-- GIVEN PROBLEM --
Your copy of the material must match it exactly, except that pictures are dropped.

-- DATASET EXTRACT --
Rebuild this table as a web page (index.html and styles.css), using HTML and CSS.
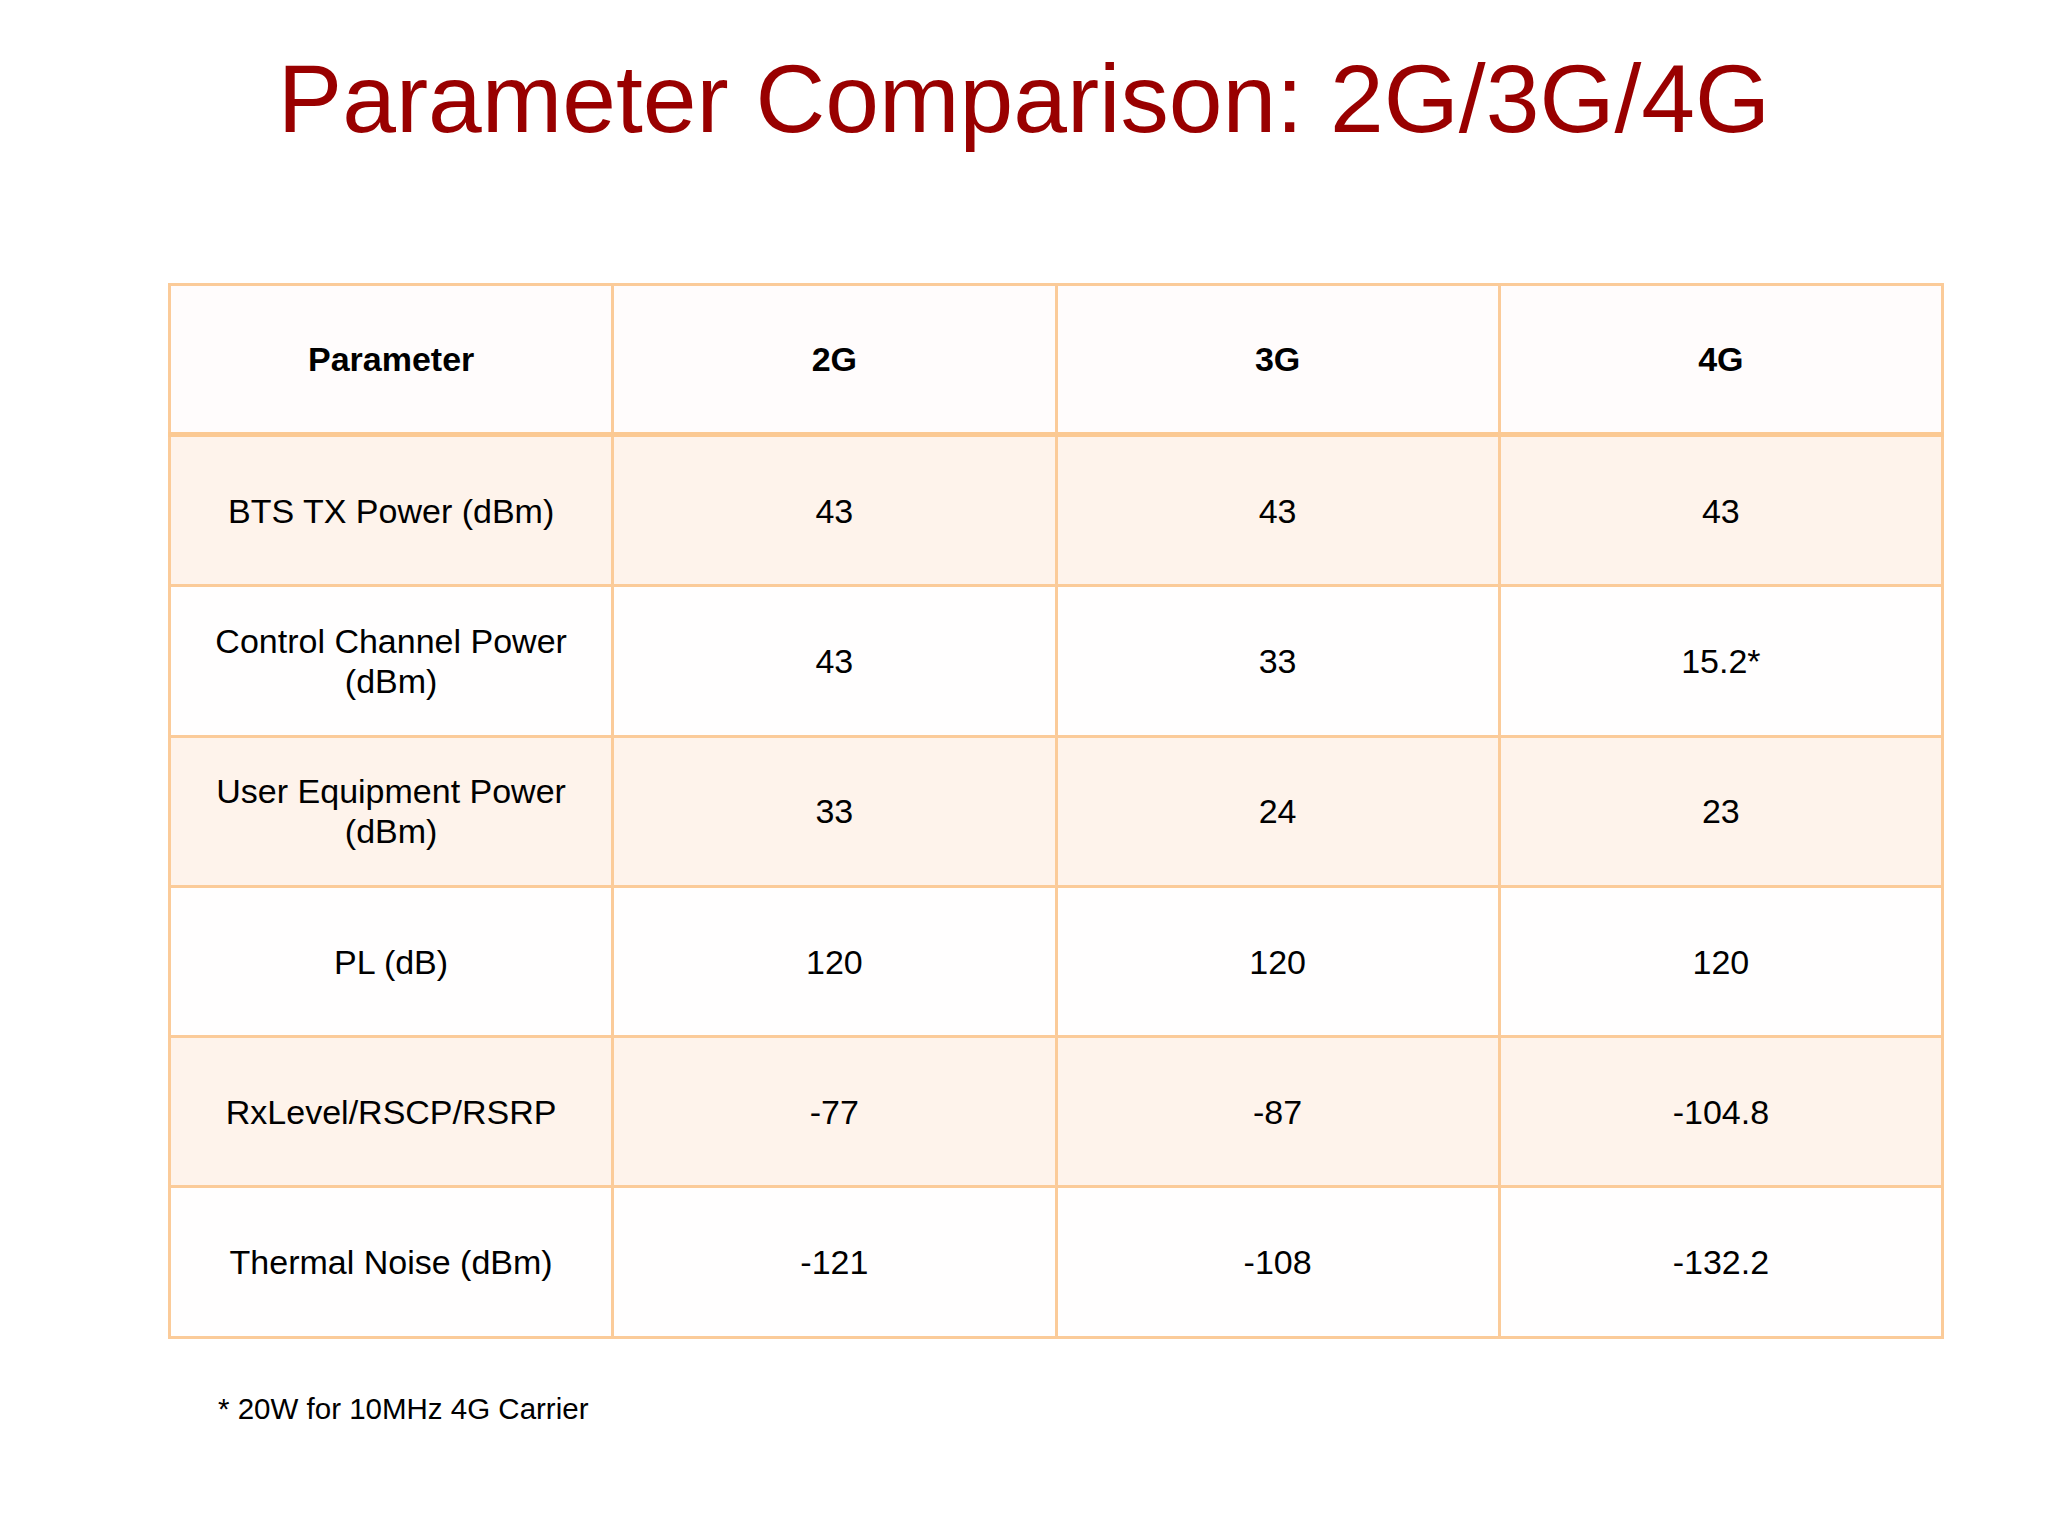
FILE: index.html
```html
<!DOCTYPE html>
<html lang="en">
<head>
<meta charset="utf-8">
<title>Parameter Comparison: 2G/3G/4G</title>
<link rel="stylesheet" href="styles.css">
</head>
<body>
<main class="slide">
  <h1 class="title">Parameter Comparison: 2G/3G/4G</h1>
  <table class="compare">
    <thead>
      <tr>
        <th>Parameter</th>
        <th>2G</th>
        <th>3G</th>
        <th>4G</th>
      </tr>
    </thead>
    <tbody>
      <tr class="shade">
        <td>BTS TX Power (dBm)</td>
        <td>43</td>
        <td>43</td>
        <td>43</td>
      </tr>
      <tr>
        <td>Control Channel Power<br>(dBm)</td>
        <td>43</td>
        <td>33</td>
        <td>15.2*</td>
      </tr>
      <tr class="shade">
        <td>User Equipment Power<br>(dBm)</td>
        <td>33</td>
        <td>24</td>
        <td>23</td>
      </tr>
      <tr>
        <td>PL (dB)</td>
        <td>120</td>
        <td>120</td>
        <td>120</td>
      </tr>
      <tr class="shade">
        <td>RxLevel/RSCP/RSRP</td>
        <td>-77</td>
        <td>-87</td>
        <td>-104.8</td>
      </tr>
      <tr>
        <td>Thermal Noise (dBm)</td>
        <td>-121</td>
        <td>-108</td>
        <td>-132.2</td>
      </tr>
    </tbody>
  </table>
  <p class="note">* 20W for 10MHz 4G Carrier</p>
</main>
</body>
</html>
```

FILE: styles.css
```css
html, body {
  margin: 0;
  padding: 0;
  background: #ffffff;
}

body {
  font-family: "Liberation Sans", Arial, sans-serif;
  color: #000000;
}

.slide {
  width: 2048px;
  height: 1536px;
  padding-top: 44px;
  box-sizing: border-box;
}

.title {
  margin: 0;
  font-size: 96.6px;
  line-height: 110px;
  font-weight: normal;
  color: #990000;
  text-align: center;
}

.compare {
  margin: 129px 0 0 168px;
  width: 1776px;
  border-collapse: collapse;
  table-layout: fixed;
  border: 3px solid #fbcb99;
}

.compare th,
.compare td {
  border: 3px solid #fbcb99;
  text-align: center;
  vertical-align: middle;
  font-size: 34px;
  line-height: 40px;
  padding: 0 10px;
}

.compare th {
  height: 146px;
  font-weight: bold;
  background: #fffcfc;
  border-bottom: 5px solid #fbc993;
}

.compare td {
  height: 147.3px;
  background: #fffefe;
}

.compare tr.shade td {
  background: #fef3eb;
}

.note {
  margin: 53px 0 0 218px;
  font-size: 29.5px;
  line-height: 33px;
}
```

-- THE RESULT --
Rebuild this table as a web page (index.html and styles.css), using HTML and CSS.
FILE: index.html
```html
<!DOCTYPE html>
<html lang="en">
<head>
<meta charset="utf-8">
<title>Parameter Comparison: 2G/3G/4G</title>
<link rel="stylesheet" href="styles.css">
</head>
<body>
<main class="slide">
  <h1 class="title">Parameter Comparison: 2G/3G/4G</h1>
  <table class="compare">
    <thead>
      <tr>
        <th>Parameter</th>
        <th>2G</th>
        <th>3G</th>
        <th>4G</th>
      </tr>
    </thead>
    <tbody>
      <tr class="shade">
        <td>BTS TX Power (dBm)</td>
        <td>43</td>
        <td>43</td>
        <td>43</td>
      </tr>
      <tr>
        <td>Control Channel Power<br>(dBm)</td>
        <td>43</td>
        <td>33</td>
        <td>15.2*</td>
      </tr>
      <tr class="shade">
        <td>User Equipment Power<br>(dBm)</td>
        <td>33</td>
        <td>24</td>
        <td>23</td>
      </tr>
      <tr>
        <td>PL (dB)</td>
        <td>120</td>
        <td>120</td>
        <td>120</td>
      </tr>
      <tr class="shade">
        <td>RxLevel/RSCP/RSRP</td>
        <td>-77</td>
        <td>-87</td>
        <td>-104.8</td>
      </tr>
      <tr>
        <td>Thermal Noise (dBm)</td>
        <td>-121</td>
        <td>-108</td>
        <td>-132.2</td>
      </tr>
    </tbody>
  </table>
  <p class="note">* 20W for 10MHz 4G Carrier</p>
</main>
</body>
</html>
```

FILE: styles.css
```css
html, body {
  margin: 0;
  padding: 0;
  background: #ffffff;
}

body {
  font-family: "Liberation Sans", Arial, sans-serif;
  color: #000000;
}

.slide {
  width: 2048px;
  height: 1536px;
  padding-top: 44px;
  box-sizing: border-box;
}

.title {
  margin: 0;
  font-size: 96.6px;
  line-height: 110px;
  font-weight: normal;
  color: #990000;
  text-align: center;
}

.compare {
  margin: 129px 0 0 168px;
  width: 1776px;
  border-collapse: collapse;
  table-layout: fixed;
  border: 3px solid #fbcb99;
}

.compare th,
.compare td {
  border: 3px solid #fbcb99;
  text-align: center;
  vertical-align: middle;
  font-size: 34px;
  line-height: 40px;
  padding: 0 10px;
}

.compare th {
  height: 146px;
  font-weight: bold;
  background: #fffcfc;
  border-bottom: 5px solid #fbc993;
}

.compare td {
  height: 147.3px;
  background: #fffefe;
}

.compare tr.shade td {
  background: #fef3eb;
}

.note {
  margin: 53px 0 0 218px;
  font-size: 29.5px;
  line-height: 33px;
}
```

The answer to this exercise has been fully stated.